• [Problem requirements]: Your task is to filter the data below down to the lines holding "React".

• [Data extract]:
● ● ●

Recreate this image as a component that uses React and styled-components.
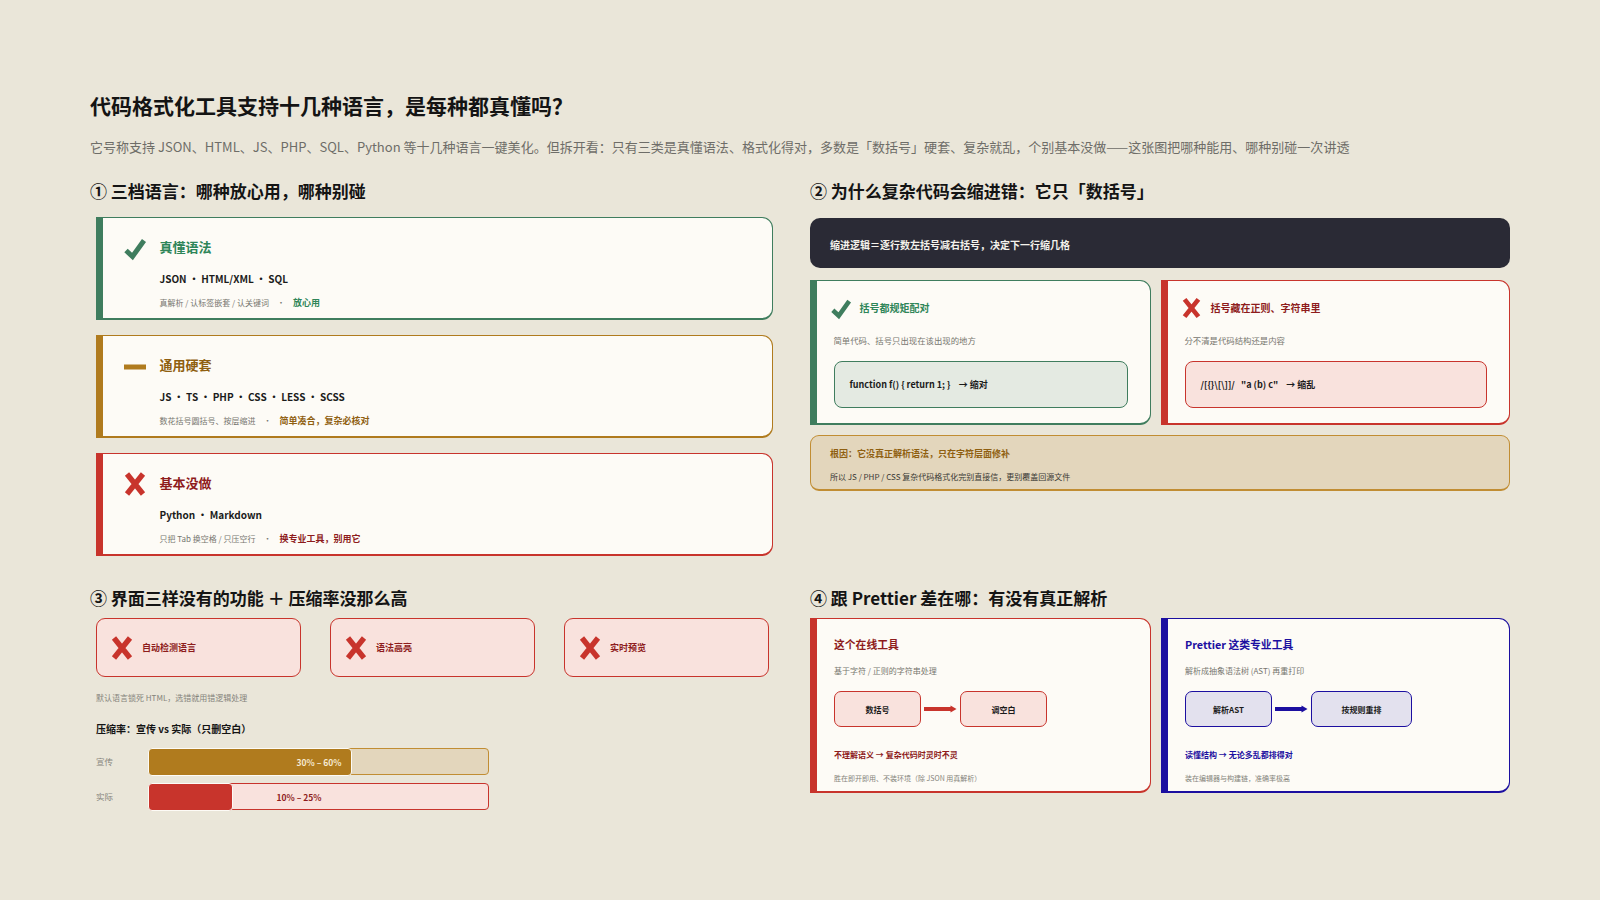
import React from "react";
import styled, { createGlobalStyle } from "styled-components";

const Global = createGlobalStyle`
  html, body { margin: 0; padding: 0; background: #eae6d9; }
  * { box-sizing: border-box; }
  body { font-family: "Noto Sans CJK SC", "Noto Sans", sans-serif; }
`;

const C = {
  green: "#3f7d5e", greenText: "#2e8558",
  amber: "#b07b1e", amberText: "#8f5f10",
  red: "#c8342c", redText: "#8e1c1c",
  blue: "#1c0fa0", blueText: "#1c0fa0",
  paleRed: "#f9e2dd",
};

const Page = styled.div`
  width: 1600px; height: 900px; background: #eae6d9; padding: 91px 90px 0; overflow: hidden;
`;
const Title = styled.h1`
  margin: 0; font-size: 21px; line-height: 28px; font-weight: 700; color: #141414;
`;
const Sub = styled.p`
  margin: 16px 0 0; font-size: 13.03px; line-height: 24px; color: #6e6d68; white-space: nowrap;
`;
const Board = styled.div`
  display: grid; grid-template-columns: 700px 700px; column-gap: 20px; margin-top: 19px;
`;
const Column = styled.section`
  display: flex; flex-direction: column; height: ${p => p.$h}px;
`;
const Head = styled.h2`
  margin: 0; font-size: 17px; line-height: 26px; font-weight: 700; color: #141414; white-space: nowrap;
`;
const Tiers = styled.div`
  display: flex; flex-direction: column; gap: 15px; margin: 13px 0 0 6.5px; width: 676px;
`;
const Barred = styled.div`
  position: relative; background: #fdfbf6; border: 1.5px solid ${p => p.$c}; border-bottom-width: 2px; border-radius: 0 11px 11px 0;
  &::before { content: ""; position: absolute; left: -1.5px; top: -1.5px; bottom: -2px; width: 7px; background: ${p => p.$c}; }
`;
const Tier = styled(Barred)`
  height: 103px; padding: 18.5px 0 0 26px; display: flex; gap: 14px;
`;
const TierBody = styled.div`
  display: flex; flex-direction: column;
`;
const TierName = styled.div`
  font-size: 13px; line-height: 20px; font-weight: 700; color: ${p => p.$c};
`;
const Langs = styled.div`
  margin-top: 12px; font-size: 10px; line-height: 20px; font-weight: 700; color: #1b1b1b; white-space: nowrap;
`;
const Fine = styled.div`
  margin-top: ${p => p.$mt ?? 7}px; font-size: ${p => p.$fs ?? 8}px; line-height: 14px; color: ${p => p.$color ?? "#77766f"}; white-space: nowrap;
`;
const Strong = styled.span`
  font-weight: 700; color: ${p => p.$c}; font-size: 9px;
`;
const Dot = styled.span`
  margin: 0 8px;
`;
const IconBox = styled.svg`
  flex: none; width: ${p => p.$w ?? 22}px; height: ${p => p.$h ?? 24}px; margin-top: ${p => p.$mt ?? 0}px; display: block; overflow: visible;
`;
const Check = ({ w, h, mt }) => (
  <IconBox $w={w} $h={h} $mt={mt} viewBox="0 0 22 24"><path d="M2 14.5 L8.5 20.5 L20 4.5" fill="none" stroke={C.green} strokeWidth="5" /></IconBox>
);
const Cross = ({ w, h, mt }) => (
  <IconBox $w={w} $h={h} $mt={mt} viewBox="0 0 22 24"><path d="M3 2 L19 22 M19 2 L3 22" fill="none" stroke={C.red} strokeWidth="5.4" /></IconBox>
);
const Dash = () => (
  <IconBox viewBox="0 0 22 24"><rect x="0" y="9.5" width="22" height="5" fill={C.amber} /></IconBox>
);

const Dark = styled.div`
  height: 50px; margin-top: 14px; background: #2a2a35; border-radius: 10px; color: #f4f2ec;
  font-size: 10px; font-weight: 700; line-height: 50px; padding: 2px 0 0 20px;
`;
const Pair = styled.div`
  display: grid; grid-template-columns: 341px 349px; column-gap: 10px; margin-top: ${p => p.$mt}px;
`;
const Why = styled(Barred)`
  height: 145px; padding: 14px 22px 0 22.5px;
`;
const WhyHead = styled.div`
  display: flex; align-items: center; margin-left: ${p => p.$ml}px; gap: ${p => p.$gap}px;
`;
const WhyName = styled.div`
  font-size: 10px; font-weight: 700; line-height: 26px; color: ${p => p.$c};
`;
const Code = styled.div`
  margin-top: 14px; height: 47px; border: 1.5px solid ${p => p.$c}; border-radius: 8px; background: ${p => p.$bg};
  font-size: 9px; font-weight: 700; line-height: 46px; padding-left: 15px; color: #1b1b1b; white-space: pre;
`;
const Root = styled.div`
  margin-top: 10px; height: 56px; background: #e3d6bc; border: 1.5px solid #c18d33; border-bottom-width: 2px; border-radius: 9px; padding: 8px 19px;
`;
const RootTop = styled.div`
  font-size: 9px; font-weight: 700; line-height: 20px; color: ${C.amberText};
`;
const RootBot = styled.div`
  margin-top: 5px; font-size: 8px; line-height: 16px; color: #3a3934;
`;
const Features = styled.div`
  display: flex; gap: 29px; margin: 7px 0 0 6px;
`;
const Feature = styled.div`
  width: 205px; height: 59px; background: ${C.paleRed}; border: 1.5px solid ${C.red}; border-radius: 9px;
  display: flex; align-items: center; gap: 9px; padding-left: 14px;
`;
const FeatureName = styled.div`
  font-size: 9px; font-weight: 700; color: ${C.redText};
`;
const Note = styled(Fine)`
  margin: 14px 0 0 6px; color: #85847b;
`;
const Ratio = styled.div`
  margin: 14px 0 0 6px; font-size: 10px; line-height: 20px; font-weight: 700; color: #141414;
`;
const BarRow = styled.div`
  display: flex; align-items: center; margin: ${p => p.$mt}px 0 0 6px;
  font-size: 8.5px; color: #85847b;
`;
const BarLabel = styled.div`
  width: 52.5px; padding-bottom: 2px;
`;
const Track = styled.div`
  position: relative; width: 340.5px; height: 27px; border: 1.5px solid ${p => p.$c}; border-radius: 4px; background: ${p => p.$bg};
`;
const Fill = styled.div`
  position: absolute; left: -1.5px; top: -1.5px; bottom: -1.5px; background: ${p => p.$c}; border: 1px solid #fdfbf6; border-radius: 4px;
`;
const BarText = styled.div`
  position: absolute; top: 0; bottom: 0; left: ${p => p.$x}px; display: flex; align-items: center;
  font-size: 8.5px; font-weight: 700; color: ${p => p.$c}; white-space: nowrap;
`;
const Compare = styled(Barred)`
  height: 175px; padding: 12px 21px 0 23px;
`;
const CompareName = styled.div`
  font-size: 10.8px; font-weight: 700; line-height: 26px; color: ${p => p.$c};
`;
const Chain = styled.div`
  display: flex; align-items: center; margin-top: 13px;
`;
const Node = styled.div`
  width: ${p => p.$w}px; height: 36px; border: 1.5px solid ${p => p.$c}; border-radius: 7px; background: ${p => p.$bg};
  font-size: 8px; font-weight: 700; color: #1b1b1b; display: flex; align-items: center; justify-content: center;
`;
const ArrowBox = styled.svg`
  flex: none; width: 39px; height: 14px; display: block;
`;
const Arrow = ({ c }) => (
  <ArrowBox viewBox="0 0 39 14"><rect x="3" y="5" width="27" height="4" fill={c} /><path d="M29.5 3.5 L35.5 7 L29.5 10.5 Z" fill={c} /></ArrowBox>
);
const Verdict = styled.div`
  margin-top: 18px; font-size: 8px; font-weight: 700; line-height: 20px; color: ${p => p.$c};
`;

const tiers = [
  { c: C.green, t: C.greenText, I: Check, name: "真懂语法", langs: "JSON · HTML/XML · SQL", fine: "真解析 / 认标签嵌套 / 认关键词", tag: "放心用" },
  { c: C.amber, t: C.amberText, I: Dash, name: "通用硬套", langs: "JS · TS · PHP · CSS · LESS · SCSS", fine: "数花括号圆括号、按层缩进", tag: "简单凑合，复杂必核对" },
  { c: C.red, t: C.redText, I: Cross, name: "基本没做", langs: "Python · Markdown", fine: "只把 Tab 换空格 / 只压空行", tag: "换专业工具，别用它" },
];

export default function App() {
  return (
    <Page>
      <Global />
      <Title>代码格式化工具支持十几种语言，是每种都真懂吗？</Title>
      <Sub>它号称支持 JSON、HTML、JS、PHP、SQL、Python 等十几种语言一键美化。但拆开看：只有三类是真懂语法、格式化得对，多数是「数括号」硬套、复杂就乱，个别基本没做——这张图把哪种能用、哪种别碰一次讲透</Sub>
      <Board>
        <Column $h={407}>
          <Head>① 三档语言：哪种放心用，哪种别碰</Head>
          <Tiers>
            {tiers.map(({ c, t, I, name, langs, fine, tag }) => (
              <Tier key={name} $c={c}>
                <I mt={-1} />
                <TierBody>
                  <TierName $c={t}>{name}</TierName>
                  <Langs>{langs}</Langs>
                  <Fine>{fine}<Dot>·</Dot><Strong $c={t}>{tag}</Strong></Fine>
                </TierBody>
              </Tier>
            ))}
          </Tiers>
        </Column>
        <Column $h={407}>
          <Head>② 为什么复杂代码会缩进错：它只「数括号」</Head>
          <Dark>缩进逻辑＝逐行数左括号减右括号，决定下一行缩几格</Dark>
          <Pair $mt={12}>
            <Why $c={C.green}>
              <WhyHead $ml={-3} $gap={9}><Check w={20} h={22} /><WhyName $c={C.greenText}>括号都规矩配对</WhyName></WhyHead>
              <Fine $mt={12} $fs={8.4}>简单代码、括号只出现在该出现的地方</Fine>
              <Code $c={C.green} $bg="#e4eae2">{"function f() { return 1; }    → 缩对"}</Code>
            </Why>
            <Why $c={C.red}>
              <WhyHead $ml={-3} $gap={10}><Cross w={19} h={22} /><WhyName $c={C.redText}>括号藏在正则、字符串里</WhyName></WhyHead>
              <Fine $mt={12} $fs={8.4}>分不清是代码结构还是内容</Fine>
              <Code $c={C.red} $bg={C.paleRed}>{"/[{}\\[\\]]/   \"a (b) c\"    → 缩乱"}</Code>
            </Why>
          </Pair>
          <Root>
            <RootTop>根因：它没真正解析语法，只在字符层面修补</RootTop>
            <RootBot>所以 JS / PHP / CSS 复杂代码格式化完别直接信，更别覆盖回源文件</RootBot>
          </Root>
        </Column>
        <Column $h={260}>
          <Head>③ 界面三样没有的功能 ＋ 压缩率没那么高</Head>
          <Features>
            {["自动检测语言", "语法高亮", "实时预览"].map(n => (
              <Feature key={n}><Cross /><FeatureName>{n}</FeatureName></Feature>
            ))}
          </Features>
          <Note>默认语言锁死 HTML，选错就用错逻辑处理</Note>
          <Ratio>压缩率：宣传 vs 实际（只删空白）</Ratio>
          <BarRow $mt={9}>
            <BarLabel>宣传</BarLabel>
            <Track $c="#c18d33" $bg="#e3d6bc">
              <Fill $c={C.amber} style={{ width: "60.3%" }} />
              <BarText $x={147} $c="#f6ead2">30% – 60%</BarText>
            </Track>
          </BarRow>
          <BarRow $mt={8}>
            <BarLabel>实际</BarLabel>
            <Track $c={C.red} $bg={C.paleRed}>
              <Fill $c={C.red} style={{ width: "25%" }} />
              <BarText $x={127} $c={C.redText}>10% – 25%</BarText>
            </Track>
          </BarRow>
        </Column>
        <Column $h={260}>
          <Head>④ 跟 Prettier 差在哪：有没有真正解析</Head>
          <Pair $mt={7}>
            <Compare $c={C.red}>
              <CompareName $c={C.redText}>这个在线工具</CompareName>
              <Fine $mt={7}>基于字符 / 正则的字符串处理</Fine>
              <Chain>
                <Node $w={87} $c={C.red} $bg={C.paleRed}>数括号</Node>
                <Arrow c={C.red} />
                <Node $w={87} $c={C.red} $bg={C.paleRed}>调空白</Node>
              </Chain>
              <Verdict $c={C.redText}>不理解语义 → 复杂代码时灵时不灵</Verdict>
              <Fine $mt={6} $fs={7} $color="#85847b">胜在即开即用、不装环境（除 JSON 用真解析）</Fine>
            </Compare>
            <Compare $c={C.blue}>
              <CompareName $c={C.blueText}>Prettier 这类专业工具</CompareName>
              <Fine $mt={7}>解析成抽象语法树 (AST) 再重打印</Fine>
              <Chain>
                <Node $w={87} $c={C.blue} $bg="#e3e1ee">解析AST</Node>
                <Arrow c={C.blue} />
                <Node $w={101} $c={C.blue} $bg="#e3e1ee">按规则重排</Node>
              </Chain>
              <Verdict $c={C.blueText}>读懂结构 → 无论多乱都排得对</Verdict>
              <Fine $mt={6} $fs={7} $color="#85847b">装在编辑器与构建链，准确率极高</Fine>
            </Compare>
          </Pair>
        </Column>
      </Board>
    </Page>
  );
}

● ● ●

• [Problem solution]:
Recreate this image as a component that uses React and styled-components.
import React from "react";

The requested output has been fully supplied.